If you have not heard, Grandma is doing well in Oregon. She and my Mom have probably rented out the entire inventory of their local video store, and they hit just about every local festival from blackberry to cranberry. They have been making jewelry together, hanging laundry, taking excursions, and being good to themselves. And Ron will soon be home. He has been volunteering at a National Park in Texas. He is cataloging animals, plants and insects in to a computer registry. Bill and Alison may come to town. Bill is looking forward to Super-Frog; just a little triathlon. Hans and Gretchen are back from Germany, which from all accounts was a fun and fulfilling vacation for them.

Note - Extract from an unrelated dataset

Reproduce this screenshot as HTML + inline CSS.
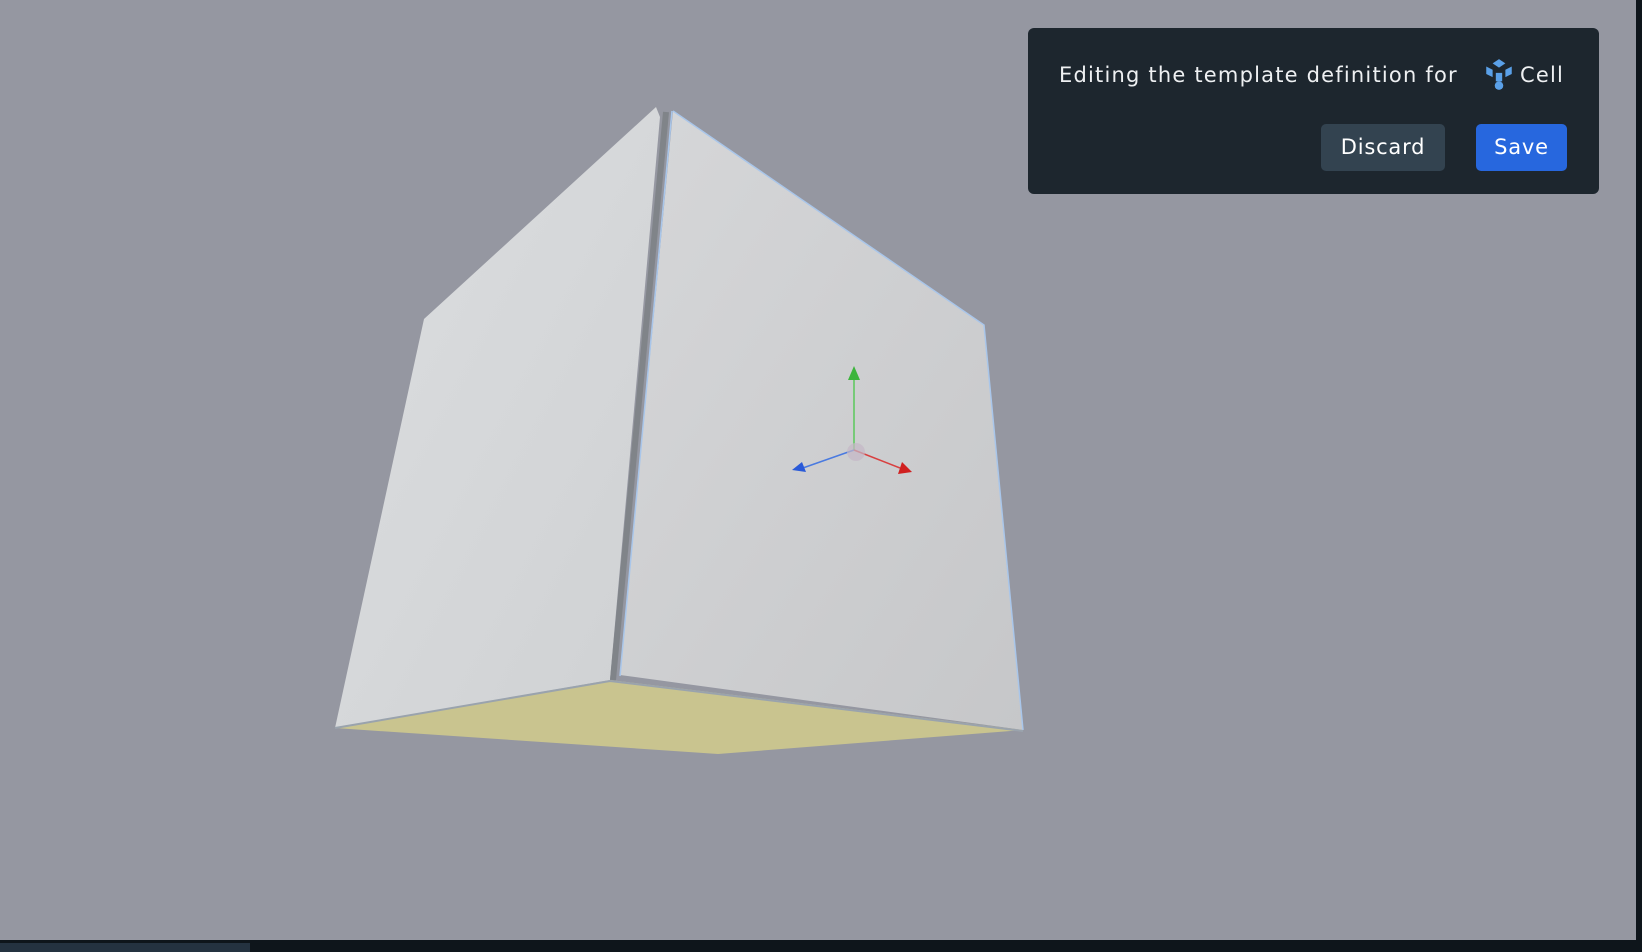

I'm just here; enjoying the view, making beds, collecting eggs, pruning roses, cleaning windows, feeding children. Waiting to sell this house is no fun, but I can see the whole picture. We are well, and we have plans. We are flexible too. Max thinks we'll be in Hawaii any day. Alex wants snow, and asks 'how many days is the drive from Wisconsin to Legoland?' And when in a moment of stress and despair I asked Geoff 'where are we going?' he answered in the perfect way, "We are going anywhere we choose, together."